During the drum intro of “Transgender Dysphoria Blues” frontwoman and trans hero Laura Jane Grace of Against Me! announced that she feels uncomfortable in her body 99% of the time, but the 1% of the time she feels comfortable “is right up here onstage with all of you.” That moment, which was about halfway through the set, was a victory for anyone who had been marginalized, picked on or harassed because of how they look, because of who they love, because of who they are. It allowed people to let their guards down, and the crowd’s energy became noticeably more enthusiastic as a result.
That’s not to say it wasn’t enthusiastic to begin with, mind you. From the very beginning of the show, which kicked off with “True Trans Soul Rebel,” the show had all the characteristics of a killer punk show – tattoos, denim vests covered in patches, and enough mosh-energy to power ten city blocks. But by the end of the show, that figure probably doubled to 20.

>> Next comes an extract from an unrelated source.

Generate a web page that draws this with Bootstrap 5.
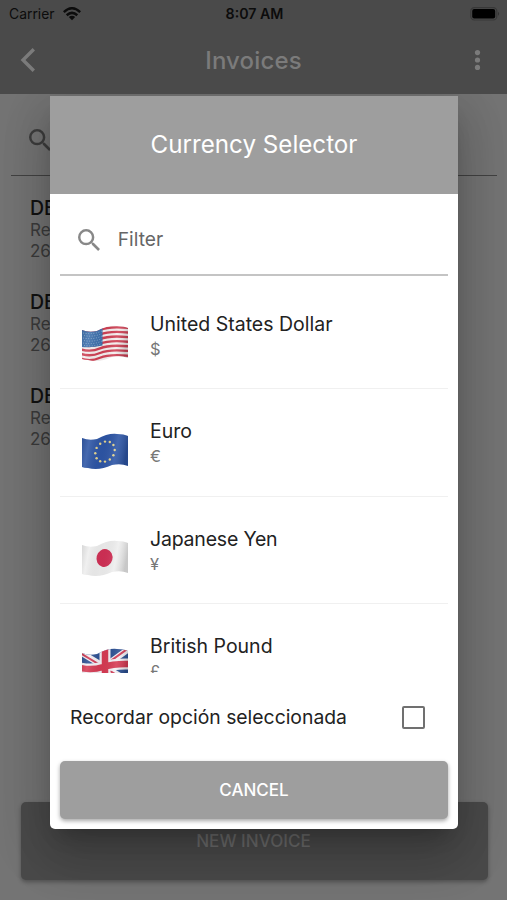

The setlist was peppered with old favorites, like “New Wave,” “Up the Cuts” and “Jordan’s 1st Choice,” which Grace said was influenced by her remembrance of playing The Fest, an annual punk rock music festival located in Gainesville, Florida, Against Me!’s hometown. Fans appreciated the old stuff, but the setlist was noticeably light on some of the band’s best recent material; “FuckMyLife66” was a notable forgotten track. There were exceptions to the rule, however, including the aforementioned “True Trans Soul Rebel” and “Transgender Dysphoria Blues,” but also “Black Me Out,” “Provision L-3” and “Unconditional Love.”
The first time I ever saw Against Me! was in 2008 when they opened for the Foo Fighters at The Spectrum. A lot has changed for the band since then. The only remaining original members are Grace and guitarist James Bowman. But most of the changes are positive, and that’s not only because of Grace’s brave transition. For instance, they brought on Atom Willard, who, if you don’t know by now, is the greatest freakin’ drummer in rock music today. Also, the music has gone from great to even better – namely with the group’s second most recent studio release, 2014’s Transgender Dysphoria Blues, which will easily go down as one of the decade’s most important albums. Following it up would prove to be a nearly impossible task, but 2016’s Shape Shift With Me proved still to be a worthy listen to its precursor and then some. Let’s see where the band takes us and shapeshift together, shall we?